Dataset:
--- begin ---
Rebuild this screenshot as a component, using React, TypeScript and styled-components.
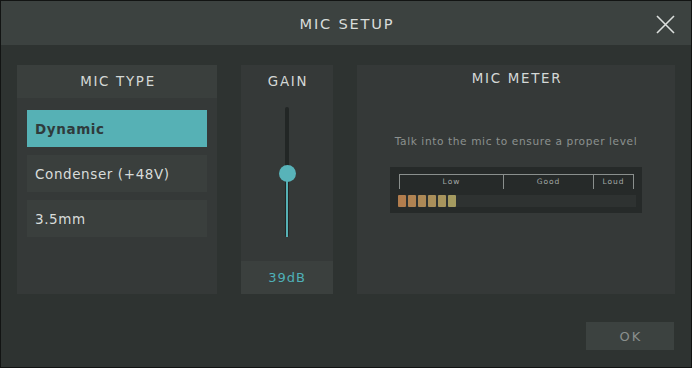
import React from "react";
import styled, { createGlobalStyle } from "styled-components";

const Global = createGlobalStyle`
  html, body { margin: 0; padding: 0; background: #111; }
  * { box-sizing: border-box; }
`;

const FONT = `"DejaVu Sans", "Noto Sans", sans-serif`;

const Window = styled.div`
  width: 692px;
  height: 368px;
  border: 1px solid #121413;
  background: #2e3331;
  font-family: ${FONT};
  display: flex;
  flex-direction: column;
`;

const Header = styled.div`
  height: 44px;
  background: #3c4240;
  position: relative;
  display: flex;
  align-items: center;
  justify-content: center;
`;

const Title = styled.div`
  color: #d8dcda;
  font-size: 14.6px;
  letter-spacing: 1.8px;
  padding-left: 2px;
`;

const Close = styled.button`
  position: absolute;
  right: 16px;
  top: 13px;
  width: 20px;
  height: 20px;
  padding: 0;
  border: 0;
  background: none;
  display: flex;
  align-items: center;
  justify-content: center;
`;

const Body = styled.div`
  flex: 1;
  display: flex;
  flex-direction: column;
  padding: 20px 16px 0 16px;
`;

const Panels = styled.div`
  display: flex;
  gap: 24px;
  height: 229px;
`;

const Panel = styled.div<{ $w: number }>`
  width: ${(p) => p.$w}px;
  background: #353938;
  display: flex;
  flex-direction: column;
`;

const PanelHead = styled.div<{ $bg?: boolean; $h: number }>`
  height: ${(p) => p.$h}px;
  background: ${(p) => (p.$bg ? "#3a3f3d" : "transparent")};
  color: #d4d8d6;
  font-size: 13.4px;
  letter-spacing: 1.7px;
  display: flex;
  align-items: center;
  justify-content: center;
  padding-left: 2px;
`;

const List = styled.div`
  display: flex;
  flex-direction: column;
  gap: 8px;
  padding: 12px 10px;
`;

const Item = styled.div<{ $active?: boolean }>`
  height: 37px;
  background: ${(p) => (p.$active ? "#56b1b5" : "#3a3f3d")};
  color: ${(p) => (p.$active ? "#2f3b3c" : "#d8dcda")};
  font-weight: ${(p) => (p.$active ? 700 : 400)};
  font-size: 13.5px;
  letter-spacing: 0.6px;
  display: flex;
  align-items: center;
  padding-left: 8px;
`;

const SliderArea = styled.div`
  flex: 1;
  display: flex;
  justify-content: center;
  padding-top: 9px;
`;

const Track = styled.div`
  position: relative;
  width: 4px;
  height: 130px;
  background: #222625;
  border-radius: 2px;
`;

const Fill = styled.div`
  position: absolute;
  left: 1px;
  bottom: 0;
  width: 2px;
  background: #56b1b5;
`;

const Knob = styled.div`
  position: absolute;
  left: 50%;
  width: 17px;
  height: 17px;
  margin-left: -8.5px;
  margin-top: -8.5px;
  border-radius: 50%;
  background: #58b3b9;
`;

const GainValue = styled.div`
  height: 33px;
  background: #3b403e;
  color: #4fb0b8;
  font-size: 13px;
  letter-spacing: 1px;
  display: flex;
  align-items: center;
  justify-content: center;
`;

const MeterBody = styled.div`
  display: flex;
  flex-direction: column;
  align-items: center;
  padding-top: 43px;
`;

const Hint = styled.div`
  color: #8c918f;
  font-size: 10.6px;
  letter-spacing: 0.6px;
`;

const MeterBox = styled.div`
  margin-top: 20px;
  width: 252px;
  height: 46px;
  background: #262a29;
  padding: 7px 6px 0 8px;
  display: flex;
  flex-direction: column;
`;

const Scale = styled.div`
  display: flex;
  height: 15px;
  margin-left: 1px;
  width: 235px;
  border-top: 1px solid #8a8f8d;
  border-right: 1px solid #8a8f8d;
`;

const Zone = styled.div<{ $w: number }>`
  width: ${(p) => p.$w}px;
  border-left: 1px solid #8a8f8d;
  color: #a4a9a7;
  font-size: 7.5px;
  letter-spacing: 1px;
  display: flex;
  justify-content: center;
  padding-top: 2px;
`;

const Bar = styled.div`
  margin-top: 6px;
  height: 12px;
  width: 238px;
  background: #2e3231;
  display: flex;
  gap: 2px;
`;

const Seg = styled.div`
  width: 8px;
  height: 12px;
  border-radius: 1px;
`;

const Footer = styled.div`
  display: flex;
  justify-content: flex-end;
  padding-top: 28px;
  padding-right: 1px;
`;

const OkButton = styled.button`
  width: 88px;
  height: 28px;
  border: 0;
  background: #3c4240;
  color: #8a8f8d;
  font-family: ${FONT};
  font-size: 13px;
  letter-spacing: 2px;
  padding: 0 0 0 2px;
`;

const segColors = ["#b27d4d", "#b08352", "#ad8956", "#aa8f5a", "#a8955d", "#a59b60"];

export default function App() {
  const gain = 0.485;
  return (
    <>
      <Global />
      <Window>
        <Header>
          <Title>MIC SETUP</Title>
          <Close aria-label="Close">
            <svg width="19" height="19" viewBox="0 0 19 19">
              <path d="M1 1 L18 18 M18 1 L1 18" stroke="#dcdfdd" strokeWidth="1.6" fill="none" />
            </svg>
          </Close>
        </Header>
        <Body>
          <Panels>
            <Panel $w={200}>
              <PanelHead $bg $h={33}>MIC TYPE</PanelHead>
              <List>
                <Item $active>Dynamic</Item>
                <Item>Condenser (+48V)</Item>
                <Item>3.5mm</Item>
              </List>
            </Panel>
            <Panel $w={92}>
              <PanelHead $h={33}>GAIN</PanelHead>
              <SliderArea>
                <Track>
                  <Fill style={{ height: `${gain * 100}%` }} />
                  <Knob style={{ top: `${(1 - gain) * 100}%` }} />
                </Track>
              </SliderArea>
              <GainValue>39dB</GainValue>
            </Panel>
            <Panel $w={318}>
              <PanelHead $h={27}>MIC METER</PanelHead>
              <MeterBody>
                <Hint>Talk into the mic to ensure a proper level</Hint>
                <MeterBox>
                  <Scale>
                    <Zone $w={104}>Low</Zone>
                    <Zone $w={90}>Good</Zone>
                    <Zone $w={40}>Loud</Zone>
                  </Scale>
                  <Bar>
                    {segColors.map((c, i) => (
                      <Seg key={i} style={{ background: c }} />
                    ))}
                  </Bar>
                </MeterBox>
              </MeterBody>
            </Panel>
          </Panels>
          <Footer>
            <OkButton>OK</OkButton>
          </Footer>
        </Body>
      </Window>
    </>
  );
}
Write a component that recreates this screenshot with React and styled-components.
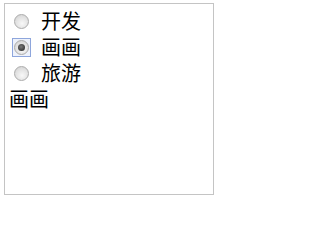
--- end ---
Exercise directions:
Retype all of the entries exactly as written, leaving out any images.

Solution to this problem:
Rebuild this screenshot as a component, using React, TypeScript and styled-components.
import React from "react";
import styled, { createGlobalStyle } from "styled-components";

const Global = createGlobalStyle`
  html, body { margin: 0; padding: 0; background: #111; }
  * { box-sizing: border-box; }
`;

const FONT = `"DejaVu Sans", "Noto Sans", sans-serif`;

const Window = styled.div`
  width: 692px;
  height: 368px;
  border: 1px solid #121413;
  background: #2e3331;
  font-family: ${FONT};
  display: flex;
  flex-direction: column;
`;

const Header = styled.div`
  height: 44px;
  background: #3c4240;
  position: relative;
  display: flex;
  align-items: center;
  justify-content: center;
`;

const Title = styled.div`
  color: #d8dcda;
  font-size: 14.6px;
  letter-spacing: 1.8px;
  padding-left: 2px;
`;

const Close = styled.button`
  position: absolute;
  right: 16px;
  top: 13px;
  width: 20px;
  height: 20px;
  padding: 0;
  border: 0;
  background: none;
  display: flex;
  align-items: center;
  justify-content: center;
`;

const Body = styled.div`
  flex: 1;
  display: flex;
  flex-direction: column;
  padding: 20px 16px 0 16px;
`;

const Panels = styled.div`
  display: flex;
  gap: 24px;
  height: 229px;
`;

const Panel = styled.div<{ $w: number }>`
  width: ${(p) => p.$w}px;
  background: #353938;
  display: flex;
  flex-direction: column;
`;

const PanelHead = styled.div<{ $bg?: boolean; $h: number }>`
  height: ${(p) => p.$h}px;
  background: ${(p) => (p.$bg ? "#3a3f3d" : "transparent")};
  color: #d4d8d6;
  font-size: 13.4px;
  letter-spacing: 1.7px;
  display: flex;
  align-items: center;
  justify-content: center;
  padding-left: 2px;
`;

const List = styled.div`
  display: flex;
  flex-direction: column;
  gap: 8px;
  padding: 12px 10px;
`;

const Item = styled.div<{ $active?: boolean }>`
  height: 37px;
  background: ${(p) => (p.$active ? "#56b1b5" : "#3a3f3d")};
  color: ${(p) => (p.$active ? "#2f3b3c" : "#d8dcda")};
  font-weight: ${(p) => (p.$active ? 700 : 400)};
  font-size: 13.5px;
  letter-spacing: 0.6px;
  display: flex;
  align-items: center;
  padding-left: 8px;
`;

const SliderArea = styled.div`
  flex: 1;
  display: flex;
  justify-content: center;
  padding-top: 9px;
`;

const Track = styled.div`
  position: relative;
  width: 4px;
  height: 130px;
  background: #222625;
  border-radius: 2px;
`;

const Fill = styled.div`
  position: absolute;
  left: 1px;
  bottom: 0;
  width: 2px;
  background: #56b1b5;
`;

const Knob = styled.div`
  position: absolute;
  left: 50%;
  width: 17px;
  height: 17px;
  margin-left: -8.5px;
  margin-top: -8.5px;
  border-radius: 50%;
  background: #58b3b9;
`;

const GainValue = styled.div`
  height: 33px;
  background: #3b403e;
  color: #4fb0b8;
  font-size: 13px;
  letter-spacing: 1px;
  display: flex;
  align-items: center;
  justify-content: center;
`;

const MeterBody = styled.div`
  display: flex;
  flex-direction: column;
  align-items: center;
  padding-top: 43px;
`;

const Hint = styled.div`
  color: #8c918f;
  font-size: 10.6px;
  letter-spacing: 0.6px;
`;

const MeterBox = styled.div`
  margin-top: 20px;
  width: 252px;
  height: 46px;
  background: #262a29;
  padding: 7px 6px 0 8px;
  display: flex;
  flex-direction: column;
`;

const Scale = styled.div`
  display: flex;
  height: 15px;
  margin-left: 1px;
  width: 235px;
  border-top: 1px solid #8a8f8d;
  border-right: 1px solid #8a8f8d;
`;

const Zone = styled.div<{ $w: number }>`
  width: ${(p) => p.$w}px;
  border-left: 1px solid #8a8f8d;
  color: #a4a9a7;
  font-size: 7.5px;
  letter-spacing: 1px;
  display: flex;
  justify-content: center;
  padding-top: 2px;
`;

const Bar = styled.div`
  margin-top: 6px;
  height: 12px;
  width: 238px;
  background: #2e3231;
  display: flex;
  gap: 2px;
`;

const Seg = styled.div`
  width: 8px;
  height: 12px;
  border-radius: 1px;
`;

const Footer = styled.div`
  display: flex;
  justify-content: flex-end;
  padding-top: 28px;
  padding-right: 1px;
`;

const OkButton = styled.button`
  width: 88px;
  height: 28px;
  border: 0;
  background: #3c4240;
  color: #8a8f8d;
  font-family: ${FONT};
  font-size: 13px;
  letter-spacing: 2px;
  padding: 0 0 0 2px;
`;

const segColors = ["#b27d4d", "#b08352", "#ad8956", "#aa8f5a", "#a8955d", "#a59b60"];

export default function App() {
  const gain = 0.485;
  return (
    <>
      <Global />
      <Window>
        <Header>
          <Title>MIC SETUP</Title>
          <Close aria-label="Close">
            <svg width="19" height="19" viewBox="0 0 19 19">
              <path d="M1 1 L18 18 M18 1 L1 18" stroke="#dcdfdd" strokeWidth="1.6" fill="none" />
            </svg>
          </Close>
        </Header>
        <Body>
          <Panels>
            <Panel $w={200}>
              <PanelHead $bg $h={33}>MIC TYPE</PanelHead>
              <List>
                <Item $active>Dynamic</Item>
                <Item>Condenser (+48V)</Item>
                <Item>3.5mm</Item>
              </List>
            </Panel>
            <Panel $w={92}>
              <PanelHead $h={33}>GAIN</PanelHead>
              <SliderArea>
                <Track>
                  <Fill style={{ height: `${gain * 100}%` }} />
                  <Knob style={{ top: `${(1 - gain) * 100}%` }} />
                </Track>
              </SliderArea>
              <GainValue>39dB</GainValue>
            </Panel>
            <Panel $w={318}>
              <PanelHead $h={27}>MIC METER</PanelHead>
              <MeterBody>
                <Hint>Talk into the mic to ensure a proper level</Hint>
                <MeterBox>
                  <Scale>
                    <Zone $w={104}>Low</Zone>
                    <Zone $w={90}>Good</Zone>
                    <Zone $w={40}>Loud</Zone>
                  </Scale>
                  <Bar>
                    {segColors.map((c, i) => (
                      <Seg key={i} style={{ background: c }} />
                    ))}
                  </Bar>
                </MeterBox>
              </MeterBody>
            </Panel>
          </Panels>
          <Footer>
            <OkButton>OK</OkButton>
          </Footer>
        </Body>
      </Window>
    </>
  );
}
Write a component that recreates this screenshot with React and styled-components.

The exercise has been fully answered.